### What is being asked
Write out all lines holding the word "React".

### Collected data
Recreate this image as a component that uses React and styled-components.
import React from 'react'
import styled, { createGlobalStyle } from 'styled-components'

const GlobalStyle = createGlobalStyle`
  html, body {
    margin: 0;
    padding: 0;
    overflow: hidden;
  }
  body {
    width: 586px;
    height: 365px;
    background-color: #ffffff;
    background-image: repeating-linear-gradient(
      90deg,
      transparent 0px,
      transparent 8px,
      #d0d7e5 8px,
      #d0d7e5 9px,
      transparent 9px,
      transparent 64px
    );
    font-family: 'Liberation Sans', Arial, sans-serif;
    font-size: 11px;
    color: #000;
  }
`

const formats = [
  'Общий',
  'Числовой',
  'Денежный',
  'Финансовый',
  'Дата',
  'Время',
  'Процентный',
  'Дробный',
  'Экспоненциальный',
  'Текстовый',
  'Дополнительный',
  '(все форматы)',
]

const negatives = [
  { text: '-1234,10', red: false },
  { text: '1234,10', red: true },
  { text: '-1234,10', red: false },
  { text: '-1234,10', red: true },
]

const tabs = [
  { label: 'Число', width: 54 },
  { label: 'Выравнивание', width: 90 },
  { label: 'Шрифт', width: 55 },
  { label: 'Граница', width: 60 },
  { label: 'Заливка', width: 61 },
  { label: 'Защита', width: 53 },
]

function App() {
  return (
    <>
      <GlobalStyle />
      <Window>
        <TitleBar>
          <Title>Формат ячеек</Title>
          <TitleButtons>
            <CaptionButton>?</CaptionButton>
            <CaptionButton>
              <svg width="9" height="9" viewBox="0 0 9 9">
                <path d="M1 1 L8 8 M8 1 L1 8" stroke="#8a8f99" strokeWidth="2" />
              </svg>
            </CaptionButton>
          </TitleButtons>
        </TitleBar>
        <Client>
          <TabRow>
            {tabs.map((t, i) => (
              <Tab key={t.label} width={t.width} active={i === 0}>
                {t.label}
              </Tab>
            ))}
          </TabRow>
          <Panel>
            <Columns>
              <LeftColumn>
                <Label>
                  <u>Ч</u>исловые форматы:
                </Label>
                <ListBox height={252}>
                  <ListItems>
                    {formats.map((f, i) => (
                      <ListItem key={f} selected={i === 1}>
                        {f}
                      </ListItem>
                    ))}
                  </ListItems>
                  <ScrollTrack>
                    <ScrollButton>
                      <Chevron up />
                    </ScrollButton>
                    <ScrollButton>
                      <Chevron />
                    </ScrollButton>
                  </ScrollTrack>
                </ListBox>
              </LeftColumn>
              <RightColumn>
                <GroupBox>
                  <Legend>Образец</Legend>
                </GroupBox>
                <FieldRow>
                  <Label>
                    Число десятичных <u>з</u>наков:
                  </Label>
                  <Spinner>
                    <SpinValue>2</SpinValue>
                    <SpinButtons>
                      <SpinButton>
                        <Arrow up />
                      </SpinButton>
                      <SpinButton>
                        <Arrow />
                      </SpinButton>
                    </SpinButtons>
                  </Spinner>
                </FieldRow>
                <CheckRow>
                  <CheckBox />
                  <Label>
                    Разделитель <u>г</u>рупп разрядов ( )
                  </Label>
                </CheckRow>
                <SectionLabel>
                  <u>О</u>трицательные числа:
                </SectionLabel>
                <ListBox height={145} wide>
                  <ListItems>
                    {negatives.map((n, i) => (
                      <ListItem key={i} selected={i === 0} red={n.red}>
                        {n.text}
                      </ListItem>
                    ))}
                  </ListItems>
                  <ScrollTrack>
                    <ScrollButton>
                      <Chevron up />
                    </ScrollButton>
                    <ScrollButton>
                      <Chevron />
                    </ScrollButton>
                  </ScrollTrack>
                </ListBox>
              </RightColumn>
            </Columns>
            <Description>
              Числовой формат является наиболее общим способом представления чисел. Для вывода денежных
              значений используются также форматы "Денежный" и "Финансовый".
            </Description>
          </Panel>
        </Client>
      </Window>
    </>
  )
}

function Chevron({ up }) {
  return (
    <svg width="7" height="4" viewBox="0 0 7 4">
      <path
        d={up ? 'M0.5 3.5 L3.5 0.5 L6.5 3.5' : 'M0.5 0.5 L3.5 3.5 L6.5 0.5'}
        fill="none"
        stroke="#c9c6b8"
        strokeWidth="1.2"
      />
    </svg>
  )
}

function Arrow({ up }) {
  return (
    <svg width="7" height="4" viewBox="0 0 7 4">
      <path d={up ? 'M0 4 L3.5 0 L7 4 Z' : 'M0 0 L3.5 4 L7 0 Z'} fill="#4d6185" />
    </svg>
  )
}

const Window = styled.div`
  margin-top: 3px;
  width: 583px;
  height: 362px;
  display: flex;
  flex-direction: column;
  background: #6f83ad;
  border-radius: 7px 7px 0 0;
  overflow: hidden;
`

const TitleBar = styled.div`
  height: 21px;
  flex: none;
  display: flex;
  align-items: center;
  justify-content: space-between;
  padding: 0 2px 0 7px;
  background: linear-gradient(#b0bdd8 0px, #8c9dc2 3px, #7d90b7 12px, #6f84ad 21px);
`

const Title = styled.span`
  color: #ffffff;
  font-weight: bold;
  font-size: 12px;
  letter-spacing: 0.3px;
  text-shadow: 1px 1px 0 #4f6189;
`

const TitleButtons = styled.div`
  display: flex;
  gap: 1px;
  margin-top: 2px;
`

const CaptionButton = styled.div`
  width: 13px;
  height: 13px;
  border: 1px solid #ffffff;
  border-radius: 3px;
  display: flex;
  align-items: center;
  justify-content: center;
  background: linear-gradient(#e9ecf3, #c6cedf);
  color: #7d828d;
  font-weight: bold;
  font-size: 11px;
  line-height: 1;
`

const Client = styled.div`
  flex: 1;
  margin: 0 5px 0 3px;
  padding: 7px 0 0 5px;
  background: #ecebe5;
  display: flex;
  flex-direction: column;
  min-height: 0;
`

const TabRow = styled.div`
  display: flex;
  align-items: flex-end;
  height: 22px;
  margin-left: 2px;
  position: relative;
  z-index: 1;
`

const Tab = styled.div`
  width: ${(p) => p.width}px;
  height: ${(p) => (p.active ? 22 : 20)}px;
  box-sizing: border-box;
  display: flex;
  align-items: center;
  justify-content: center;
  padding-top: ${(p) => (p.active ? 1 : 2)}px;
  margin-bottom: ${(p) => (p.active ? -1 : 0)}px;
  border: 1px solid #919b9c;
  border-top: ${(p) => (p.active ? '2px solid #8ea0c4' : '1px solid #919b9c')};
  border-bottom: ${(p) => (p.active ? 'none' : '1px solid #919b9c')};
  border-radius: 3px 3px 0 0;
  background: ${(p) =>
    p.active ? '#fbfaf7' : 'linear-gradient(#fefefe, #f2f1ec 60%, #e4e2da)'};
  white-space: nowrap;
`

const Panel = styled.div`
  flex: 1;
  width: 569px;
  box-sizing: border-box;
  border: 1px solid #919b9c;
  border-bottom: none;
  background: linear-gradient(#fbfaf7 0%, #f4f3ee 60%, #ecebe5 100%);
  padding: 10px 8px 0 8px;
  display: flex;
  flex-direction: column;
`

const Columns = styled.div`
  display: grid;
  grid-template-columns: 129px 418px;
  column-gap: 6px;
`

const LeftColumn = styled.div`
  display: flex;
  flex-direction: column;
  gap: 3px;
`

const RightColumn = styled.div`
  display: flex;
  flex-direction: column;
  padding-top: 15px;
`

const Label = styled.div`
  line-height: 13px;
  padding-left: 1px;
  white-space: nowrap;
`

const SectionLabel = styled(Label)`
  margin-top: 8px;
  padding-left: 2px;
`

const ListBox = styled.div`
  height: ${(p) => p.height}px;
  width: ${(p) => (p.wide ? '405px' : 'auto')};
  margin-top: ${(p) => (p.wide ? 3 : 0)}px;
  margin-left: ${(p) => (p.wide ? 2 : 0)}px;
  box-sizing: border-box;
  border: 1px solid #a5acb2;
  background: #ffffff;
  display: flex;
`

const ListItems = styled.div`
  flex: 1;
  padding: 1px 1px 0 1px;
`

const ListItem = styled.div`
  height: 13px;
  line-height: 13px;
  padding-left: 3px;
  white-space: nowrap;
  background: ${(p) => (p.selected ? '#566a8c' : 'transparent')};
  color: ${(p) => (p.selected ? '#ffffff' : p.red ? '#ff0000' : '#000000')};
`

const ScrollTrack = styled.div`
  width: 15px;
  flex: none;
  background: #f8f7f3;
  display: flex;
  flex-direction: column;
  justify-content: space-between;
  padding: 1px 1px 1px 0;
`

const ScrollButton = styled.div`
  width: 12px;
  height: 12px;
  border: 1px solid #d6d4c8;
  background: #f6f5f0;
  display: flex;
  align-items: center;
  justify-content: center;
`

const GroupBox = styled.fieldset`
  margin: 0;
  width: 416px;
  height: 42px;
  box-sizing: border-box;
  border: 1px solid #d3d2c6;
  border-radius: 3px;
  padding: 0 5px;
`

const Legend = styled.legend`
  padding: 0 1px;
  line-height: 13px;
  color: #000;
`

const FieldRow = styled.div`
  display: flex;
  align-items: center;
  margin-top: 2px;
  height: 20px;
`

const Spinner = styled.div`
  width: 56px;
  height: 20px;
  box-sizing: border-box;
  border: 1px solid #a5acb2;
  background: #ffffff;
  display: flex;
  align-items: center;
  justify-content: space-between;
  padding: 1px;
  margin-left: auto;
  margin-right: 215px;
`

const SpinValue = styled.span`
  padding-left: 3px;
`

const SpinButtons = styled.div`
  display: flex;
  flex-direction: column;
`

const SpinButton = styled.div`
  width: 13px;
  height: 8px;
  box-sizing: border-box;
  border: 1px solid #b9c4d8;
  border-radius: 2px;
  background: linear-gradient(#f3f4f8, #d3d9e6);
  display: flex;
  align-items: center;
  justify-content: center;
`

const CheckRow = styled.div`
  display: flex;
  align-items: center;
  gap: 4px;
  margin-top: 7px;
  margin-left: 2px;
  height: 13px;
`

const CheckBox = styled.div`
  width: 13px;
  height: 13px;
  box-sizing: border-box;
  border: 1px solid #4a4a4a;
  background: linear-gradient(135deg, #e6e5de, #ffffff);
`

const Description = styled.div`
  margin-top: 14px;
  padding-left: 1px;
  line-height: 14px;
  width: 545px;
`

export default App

### Exercise response
Recreate this image as a component that uses React and styled-components.
import React from 'react'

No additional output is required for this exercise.